Mayank Kumar, a Fulbright recipient, has joined Arizona State University’s Decision Center for a Desert City for a nine-month period to take part in a comparative study of water-management systems and conservation practices in arid and semi-arid regions around the world.

“My primary research interests pertain to man-nature relationships in pre-industrial societies, both at the material level and in the larger philosophical traditions,” says Kumar, who teaches history as an associate professor at Satyawati College (Evening), University of Delhi. “My area of specialization is the environmental history of India, particularly early-modern Rajasthan.”

While at DCDC on a Fulbright Doctoral and Professional Research Fellowship, Kumar, who received his doctorate degree from Jawaharlal Nehru University, New Delhi, will explore water management systems and conservation practices, including the role of DCDC as a boundary organization working to improve water decision-making under climate uncertainty in a desert city.

Kumar says he is particularly interested in DCDC’s research initiatives, including downscaling IPCC projections to fit the specific needs of the American Southwest and using the panel’s forecasts to help develop future models. He also is keenly interested in DCDC’s work in its role as a boundary organization.

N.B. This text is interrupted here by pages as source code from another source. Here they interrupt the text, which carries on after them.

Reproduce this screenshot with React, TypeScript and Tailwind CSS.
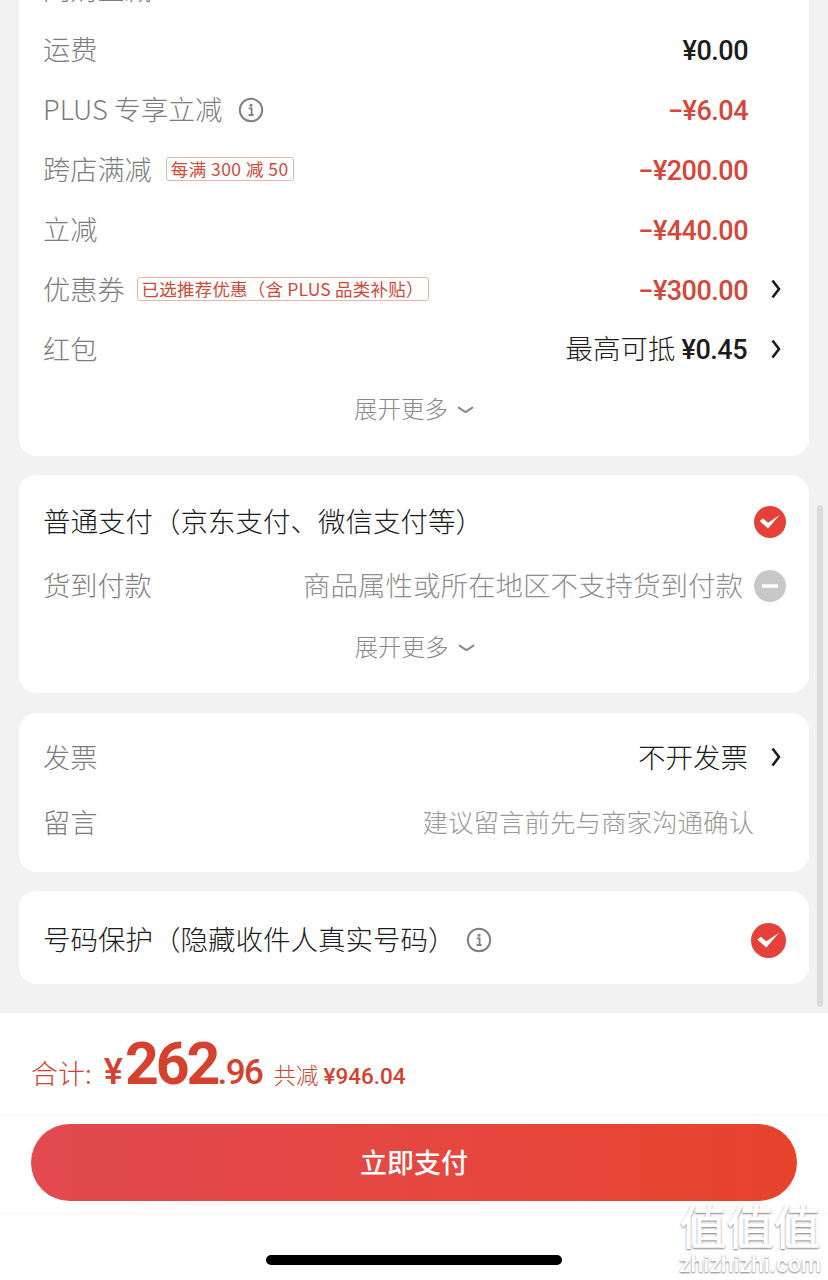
import type { ReactNode } from 'react';

const cjk = { fontFamily: '"Noto Sans CJK SC", sans-serif' };
const num = { fontFamily: 'Roboto, sans-serif' };

function Tag({ children, wide }: { children: ReactNode; wide?: boolean }) {
  return (
    <span className={`mb-[2px] flex h-6 items-center rounded-[3px] border border-[#e8b5ad] px-[4px] text-[17.5px] leading-none whitespace-pre text-[#d04a38] ${wide ? 'ml-[14px] tracking-[0.45px]' : 'ml-[12px] tracking-[0.2px]'}`}>
      {children}
    </span>
  );
}

function InfoIcon() {
  return (
    <svg width="26" height="26" viewBox="0 0 26 26" fill="none" className="text-[#808080]">
      <circle cx="13" cy="13" r="11.2" stroke="currentColor" strokeWidth="2" />
      <circle cx="13" cy="8.2" r="1.5" fill="currentColor" />
      <path d="M10.8 11.4h2.8v6.2M10.6 18h5" stroke="currentColor" strokeWidth="1.8" />
    </svg>
  );
}

function Arrow() {
  return (
    <svg width="10" height="20" viewBox="0 0 10 20" fill="none" className="mb-[2px] ml-[23px] mr-[1px]">
      <path d="M1.5 1.5 8 10 1.5 18.5" stroke="#1c1c1c" strokeWidth="2.6" />
    </svg>
  );
}

function Check({ size = 32 }: { size?: number }) {
  return (
    <svg width={size} height={size} viewBox="0 0 32 32">
      <circle cx="16" cy="16" r="16" fill="#e6403a" />
      <path d="M5.7 15 9 12.5 14 16.7 25.7 9 14 22.5Z" fill="#fff" />
    </svg>
  );
}

function Amount({ children, red }: { children: ReactNode; red?: boolean }) {
  return (
    <span className={`mt-[2px] text-[27px] font-medium tracking-[-0.5px] ${red ? 'text-[#d4473a]' : 'text-[#1c1c1c]'}`} style={num}>
      {children}
    </span>
  );
}

function Row({ label, tag, wide, info, right, arrow }: { label: string; tag?: string; wide?: boolean; info?: boolean; right: ReactNode; arrow?: boolean }) {
  return (
    <div className="flex h-[60px] items-center pl-6 pr-[27px]">
      <span className="mb-[4px] text-[27.2px] font-light whitespace-pre text-[#7d7d7d]">{label}</span>
      {info && <span className="ml-[15px] flex"><InfoIcon /></span>}
      {tag && <Tag wide={wide}>{tag}</Tag>}
      <div className={`ml-auto flex items-center ${arrow ? '' : 'mr-[34px]'}`}>
        {right}
        {arrow && <Arrow />}
      </div>
    </div>
  );
}

function More({ className }: { className: string }) {
  return (
    <div className={`flex items-center justify-center pb-[2px] text-[23.5px] font-light text-[#8a8a8a] ${className}`}>
      展开更多
      <svg width="17" height="8" viewBox="0 0 17 8" className="ml-[9px] mt-[2px]">
        <path d="M1 1.2c2.5 1.6 5 3.6 7.5 4.8C11 4.8 13.500 2.800 16 1.200" fill="none" stroke="#8a8a8a" strokeWidth="2" />
      </svg>
    </div>
  );
}

export default function App() {
  return (
    <div className="relative flex h-[1280px] w-[828px] flex-col overflow-hidden bg-[#f2f2f2]" style={cjk}>
      <div className="flex-1 overflow-hidden px-[19px]">
        <div className="-mt-[40px] rounded-b-[18px] bg-white pb-[16px]">
          <Row label="闪购立减" right={null} />
          <Row label="运费" right={<Amount>¥0.00</Amount>} />
          <Row label="PLUS 专享立减" info right={<Amount red>−¥6.04</Amount>} />
          <Row label="跨店满减" tag="每满 300 减 50" wide right={<Amount red>−¥200.00</Amount>} />
          <Row label="立减" right={<Amount red>−¥440.00</Amount>} />
          <Row label="优惠券" tag="已选推荐优惠（含 PLUS 品类补贴）" arrow right={<Amount red>−¥300.00</Amount>} />
          <Row
            label="红包"
            arrow
            right={
              <span className="mb-[3px] mr-[1px] text-[27.5px] font-light text-[#1c1c1c]">
                最高可抵 <span className="text-[27px] font-medium tracking-[-0.5px]" style={num}>¥0.45</span>
              </span>
            }
          />
          <More className="h-[60px]" />
        </div>

        <div className="mt-[19px] rounded-[18px] bg-white pb-[15px] pl-6 pr-[23px] pt-[15px]">
          <div className="flex h-[64px] items-center justify-between">
            <span className="mb-[2px] text-[27.5px] font-light text-[#1c1c1c]">普通支付（京东支付、微信支付等）</span>
            <Check />
          </div>
          <div className="flex h-[64px] items-center">
            <span className="mb-[4px] text-[27.2px] font-light text-[#808080]">货到付款</span>
            <span className="mb-[2px] ml-auto mr-[11px] text-[27.5px] font-light text-[#8e8e8e]">商品属性或所在地区不支持货到付款</span>
            <svg width="32" height="32" viewBox="0 0 32 32">
              <circle cx="16" cy="16" r="16" fill="#c8c8c8" />
              <path d="M8 16h16" stroke="#fff" strokeWidth="3.4" />
            </svg>
          </div>
          <More className="h-[60px]" />
        </div>

        <div className="mt-[20px] rounded-[18px] bg-white pb-[14px] pt-[15px]">
          <Row label="发票" arrow right={<span className="mb-[2px] text-[27.5px] font-light text-[#1c1c1c]">不开发票</span>} />
          <div className="flex h-[70px] items-center pl-6 pr-[55px]">
            <span className="mb-[4px] text-[27.2px] font-light text-[#7d7d7d]">留言</span>
            <span className="mb-[4px] ml-auto text-[25.5px] font-light text-[#9a9a9a]">建议留言前先与商家沟通确认</span>
          </div>
        </div>

        <div className="mt-[19px] flex h-[93px] items-center rounded-[18px] bg-white pl-6 pr-[23px] pt-[5px]">
          <span className="mb-[2px] text-[27.5px] font-light text-[#1c1c1c]">号码保护（隐藏收件人真实号码）</span>
          <span className="ml-[10px] flex"><InfoIcon /></span>
          <span className="ml-auto flex"><Check size={35} /></span>
        </div>
      </div>

      <div className="flex h-[267px] shrink-0 flex-col bg-white">
        <div className="flex h-[103px] items-baseline border-b border-[#f7f7f7] pl-[31px] pt-[13px] text-[#d4422f]">
          <span className="text-[27px] font-light">合计:</span>
          <span className="ml-[12px] text-[36px] font-medium" style={num}>¥</span>
          <span className="ml-[2px] text-[59px] font-bold leading-[76px] tracking-[-3px]" style={num}>262</span>
          <span className="text-[35px] font-medium tracking-[-1.5px]" style={num}>.96</span>
          <span className="ml-[11px] text-[22.5px] font-light">共减</span>
          <span className="ml-[5px] text-[22.5px] font-medium" style={num}>¥946.04</span>
        </div>
        <div className="flex h-[98px] items-start border-b border-[#f9f9f9] px-[31px] pt-[8px]">
          <button className="flex h-[77px] w-full items-center justify-center rounded-full bg-gradient-to-r from-[#e24a50] to-[#e8432b] text-[27px] font-medium text-white">
            立即支付
          </button>
        </div>
        <div className="flex flex-1 justify-center pt-[41px]">
          <div className="h-[10px] w-[296px] rounded-full bg-black" />
        </div>
      </div>

      {/* scrollbar */}
      <div className="absolute left-[817px] top-[505px] h-[502px] w-[6px] rounded-full bg-[#dcdcdc]" />

      {/* watermark */}
      <div className="absolute left-[675px] top-[1197px] flex w-[150px] flex-col items-center text-white [text-shadow:0_1px_2px_rgba(70,70,70,0.7)]">
        <span className="text-[47px] font-medium leading-[53px] whitespace-nowrap">值值值</span>
        <span className="mt-[2px] text-[23px] font-medium leading-[26px] whitespace-nowrap" style={num}>zhizhizhi.com</span>
      </div>
    </div>
  );
}
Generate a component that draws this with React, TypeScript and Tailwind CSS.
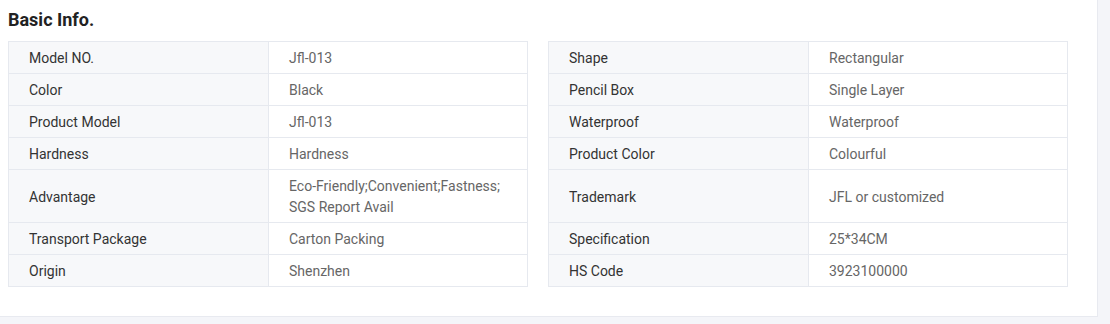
const left: [string, string][] = [
  ["Model NO.", "Jfl-013"],
  ["Color", "Black"],
  ["Product Model", "Jfl-013"],
  ["Hardness", "Hardness"],
  ["Advantage", "Eco-Friendly;Convenient;Fastness; SGS Report Avail"],
  ["Transport Package", "Carton Packing"],
  ["Origin", "Shenzhen"],
];

const right: [string, string][] = [
  ["Shape", "Rectangular"],
  ["Pencil Box", "Single Layer"],
  ["Waterproof", "Waterproof"],
  ["Product Color", "Colourful"],
  ["Trademark", "JFL or customized"],
  ["Specification", "25*34CM"],
  ["HS Code", "3923100000"],
];

function InfoTable({ rows }: { rows: [string, string][] }) {
  return (
    <table className="w-[520px] border-collapse table-fixed text-[14px]">
      <colgroup>
        <col className="w-[260px]" />
        <col />
      </colgroup>
      <tbody>
        {rows.map(([k, v], i) => (
          <tr key={k} className={i === 4 ? "h-[53px]" : "h-[32px]"}>
            <td className="border border-[#e6e9ef] bg-[#f7f8fa] pl-[20px] pr-3 pt-[6px] pb-[4px] leading-[21px] text-[#333]">
              {k}
            </td>
            <td className="border border-[#e6e9ef] bg-white pl-[20px] pr-3 pt-[6px] pb-[4px] leading-[21px] text-[#666]">
              {k === "Advantage" ? (
                <>
                  Eco-Friendly;Convenient;Fastness;
                  <br />
                  SGS Report Avail
                </>
              ) : (
                v
              )}
            </td>
          </tr>
        ))}
      </tbody>
    </table>
  );
}

export default function App() {
  return (
    <div className="w-[1110px] h-[324px] bg-[#f4f5f9] font-['Roboto',sans-serif]">
      <div className="w-[1098px] h-[317px] bg-white border-r border-b border-[#e8eaf0] pl-2 pt-[8px]">
        <h2 className="text-[18px] font-bold text-[#222] leading-[23px]">Basic Info.</h2>
        <div className="flex items-start gap-[20px] mt-[10px]">
          <InfoTable rows={left} />
          <InfoTable rows={right} />
        </div>
      </div>
    </div>
  );
}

“Greater interaction between different stakeholders, beginning right from the community to the political authorities and from service providers to academia, is worthy of imitation in other regions of the globe, especially in the developing world,” he says.

Throughout his academic career, Kumar has brought a variety of perspectives to bear in exploring both social responses to nature and unequal access to natural resources. In the process, he has delved into the ecological significance of religious, social and cultural practices in India, and his work has even included literary examinations of the consequences of caste on access to natural resources. 

“Religious, social and cultural practices create a very complex web of influences, which shape the functioning of society,” he says.

In 2003, the Indian Council for Historical Research, New Delhi, awarded Kumar a research project documenting water conservation systems in medieval Rajasthan. The project gave him an opportunity to perform an extensive survey of water management systems and conservation practices in parts of India’s largest state, located in the northwest of the country. His findings, which included documenting numerous water bodies, will appear in an upcoming monograph, adding to his previous body of work, published in journals such as Conservation and Society (2005), Studies in History (2008) and The Icfai University Journal of History and Culture (2009).

“Unfortunately, very few of these waterways will survive the onslaught of ever-growing urbanization and industrialization,” Kumar says.

Similar to Arizona, Rajasthan encompasses large expanses of arid land and mountains. The Thar Desert, also known as the Great Indian Desert, dominates most of the region, and the Aravalli Range, which runs 528 miles southwest to northeast through the state, fails to intercept the moisture-giving southwesterly monsoon winds off the Arabian Sea because they run parallel to the winds’ path.

India is currently experiencing mounting pressure on its natural resources, brought about by a booming population, a rising standard of living, and the looming threat of climate change. Rajasthan, an area with a rich history of conflicts over water rights, exemplifies these problems, but it also has a longstanding tradition of water management and conservation.

According to Kumar, many old practices of water conservation in rural Rajasthan, such as rooftop water harvesting and rainwater via check dams, today are being adopted and reinvented throughout India, including Delhi. Kumar’s research will involve investigating similar themes at work in other regions of the world.

The Fulbright Program is a prestigious international educational exchange program sponsored by the U.S. government and designed to “increase mutual understanding between the people of the United States and the people of other countries.” Recipients are chosen for their academic merit and leadership potential and are granted the opportunity to study, teach and conduct research abroad.